--- BEGIN ITEMS ---
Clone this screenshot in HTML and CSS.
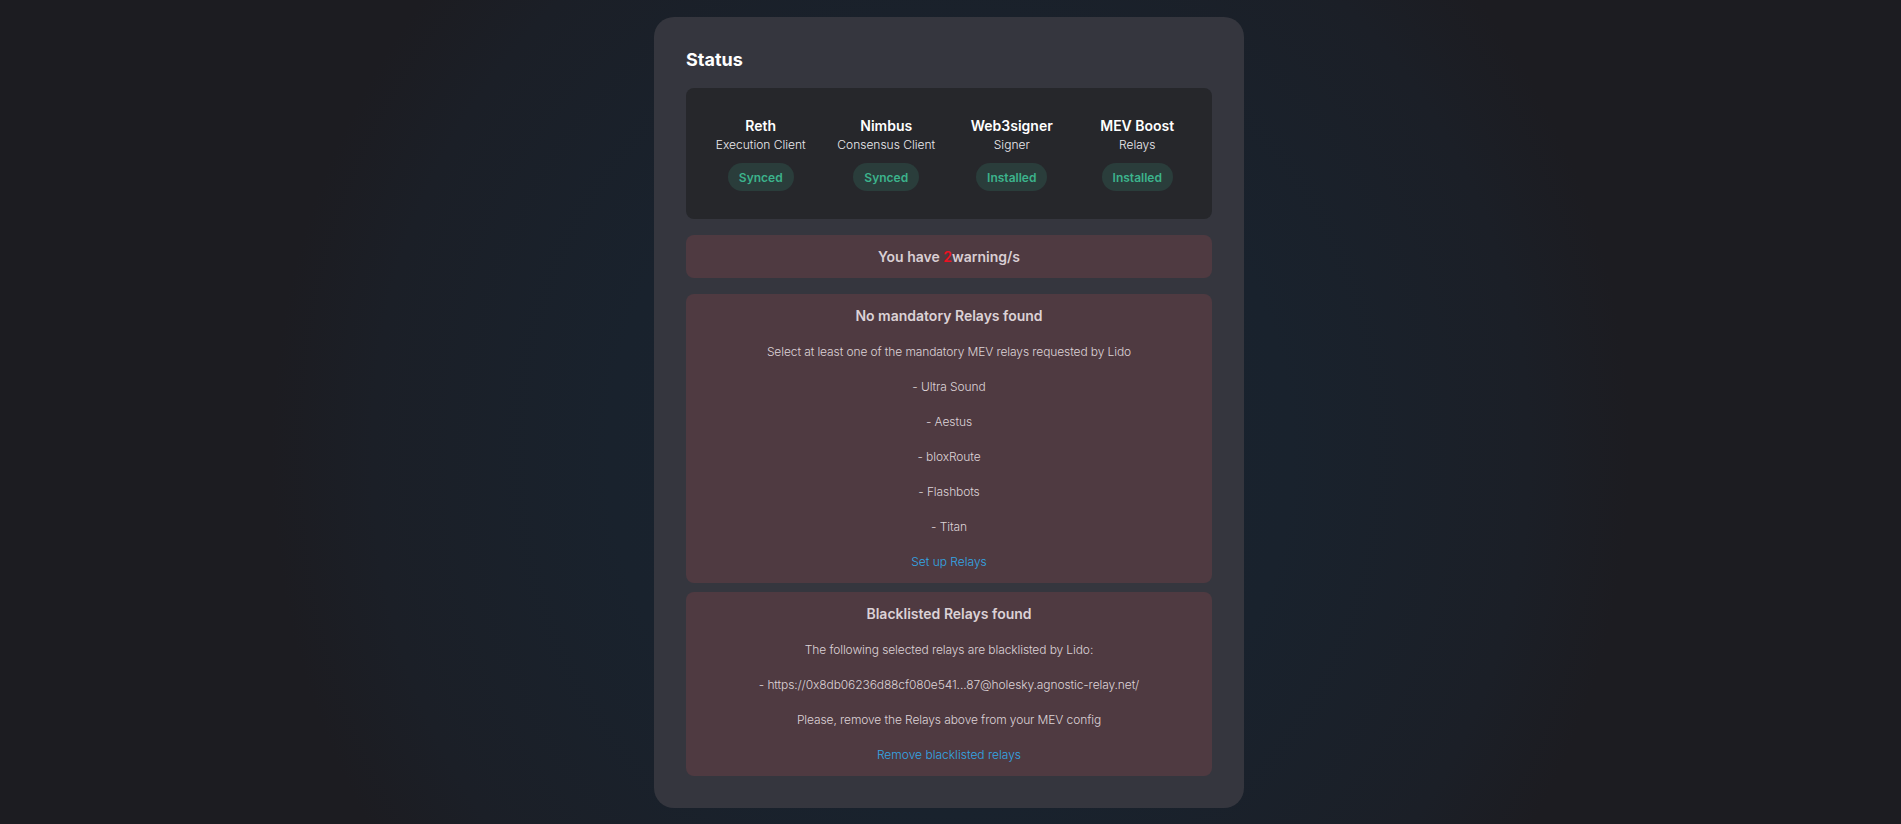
--- END ITEMS ---
--- BEGIN ITEMS ---
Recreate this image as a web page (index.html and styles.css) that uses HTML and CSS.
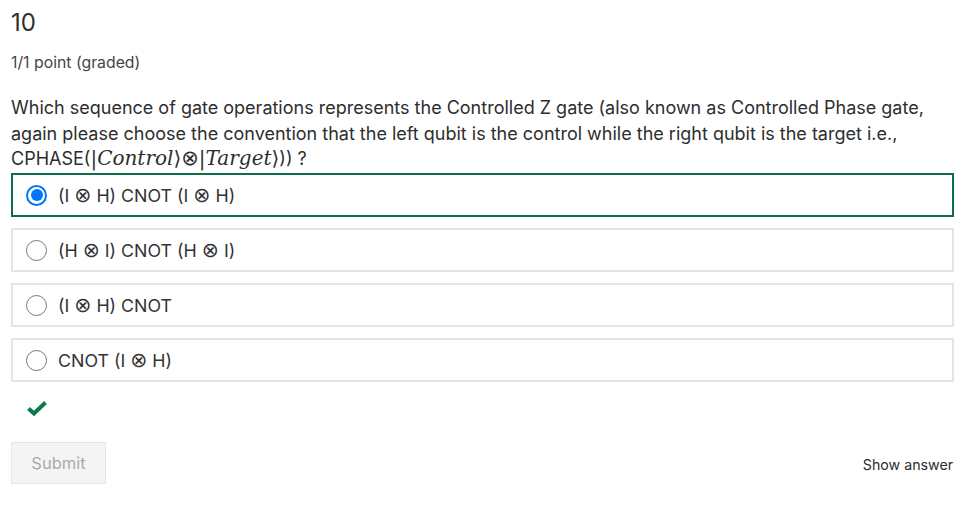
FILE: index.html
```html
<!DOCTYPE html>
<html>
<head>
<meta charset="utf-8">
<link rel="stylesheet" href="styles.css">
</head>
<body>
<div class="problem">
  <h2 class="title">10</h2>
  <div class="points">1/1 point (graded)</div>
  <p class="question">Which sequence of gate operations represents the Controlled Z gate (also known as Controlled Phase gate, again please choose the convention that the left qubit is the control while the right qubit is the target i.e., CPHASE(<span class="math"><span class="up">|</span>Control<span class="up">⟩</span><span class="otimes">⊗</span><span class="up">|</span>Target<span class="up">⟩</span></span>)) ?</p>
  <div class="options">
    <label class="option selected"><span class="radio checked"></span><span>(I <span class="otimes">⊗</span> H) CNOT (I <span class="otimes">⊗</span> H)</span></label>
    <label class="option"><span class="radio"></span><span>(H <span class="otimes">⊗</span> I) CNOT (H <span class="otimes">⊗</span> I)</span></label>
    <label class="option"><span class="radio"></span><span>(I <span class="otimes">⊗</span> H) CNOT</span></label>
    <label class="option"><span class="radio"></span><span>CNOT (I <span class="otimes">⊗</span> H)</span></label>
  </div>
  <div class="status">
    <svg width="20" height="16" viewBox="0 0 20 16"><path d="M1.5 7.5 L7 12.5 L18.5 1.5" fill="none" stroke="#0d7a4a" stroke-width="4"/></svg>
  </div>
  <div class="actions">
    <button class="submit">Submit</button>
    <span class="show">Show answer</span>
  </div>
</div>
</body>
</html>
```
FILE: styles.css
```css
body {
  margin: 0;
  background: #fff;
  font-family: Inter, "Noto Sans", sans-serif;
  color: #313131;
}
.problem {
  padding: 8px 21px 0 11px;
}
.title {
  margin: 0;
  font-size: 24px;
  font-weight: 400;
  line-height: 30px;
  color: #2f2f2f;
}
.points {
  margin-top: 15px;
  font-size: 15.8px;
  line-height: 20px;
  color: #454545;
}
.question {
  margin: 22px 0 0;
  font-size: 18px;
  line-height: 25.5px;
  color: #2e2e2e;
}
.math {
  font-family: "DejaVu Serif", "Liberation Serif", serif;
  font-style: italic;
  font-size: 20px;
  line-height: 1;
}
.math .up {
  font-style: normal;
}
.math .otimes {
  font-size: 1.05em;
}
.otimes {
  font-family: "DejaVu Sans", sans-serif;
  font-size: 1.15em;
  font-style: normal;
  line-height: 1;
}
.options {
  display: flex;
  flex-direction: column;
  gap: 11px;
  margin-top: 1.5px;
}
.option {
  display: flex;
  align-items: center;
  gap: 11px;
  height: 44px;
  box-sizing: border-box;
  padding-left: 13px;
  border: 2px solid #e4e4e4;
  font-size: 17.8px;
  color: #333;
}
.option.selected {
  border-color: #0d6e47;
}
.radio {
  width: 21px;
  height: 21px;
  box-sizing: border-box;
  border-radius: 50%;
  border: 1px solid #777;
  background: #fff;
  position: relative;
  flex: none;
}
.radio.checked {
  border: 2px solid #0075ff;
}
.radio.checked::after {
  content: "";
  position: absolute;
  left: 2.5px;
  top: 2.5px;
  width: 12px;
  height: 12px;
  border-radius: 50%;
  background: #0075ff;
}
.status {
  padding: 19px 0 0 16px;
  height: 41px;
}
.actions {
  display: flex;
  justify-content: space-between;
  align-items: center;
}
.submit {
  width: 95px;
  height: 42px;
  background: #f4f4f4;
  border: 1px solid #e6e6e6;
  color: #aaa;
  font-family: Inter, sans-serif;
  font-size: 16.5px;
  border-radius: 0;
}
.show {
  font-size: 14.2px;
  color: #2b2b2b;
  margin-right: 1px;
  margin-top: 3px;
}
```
--- END ITEMS ---
Track down every line holding the string "index" and copy it.

Recreate this image as a web page (index.html and styles.css) that uses HTML and CSS.
FILE: index.html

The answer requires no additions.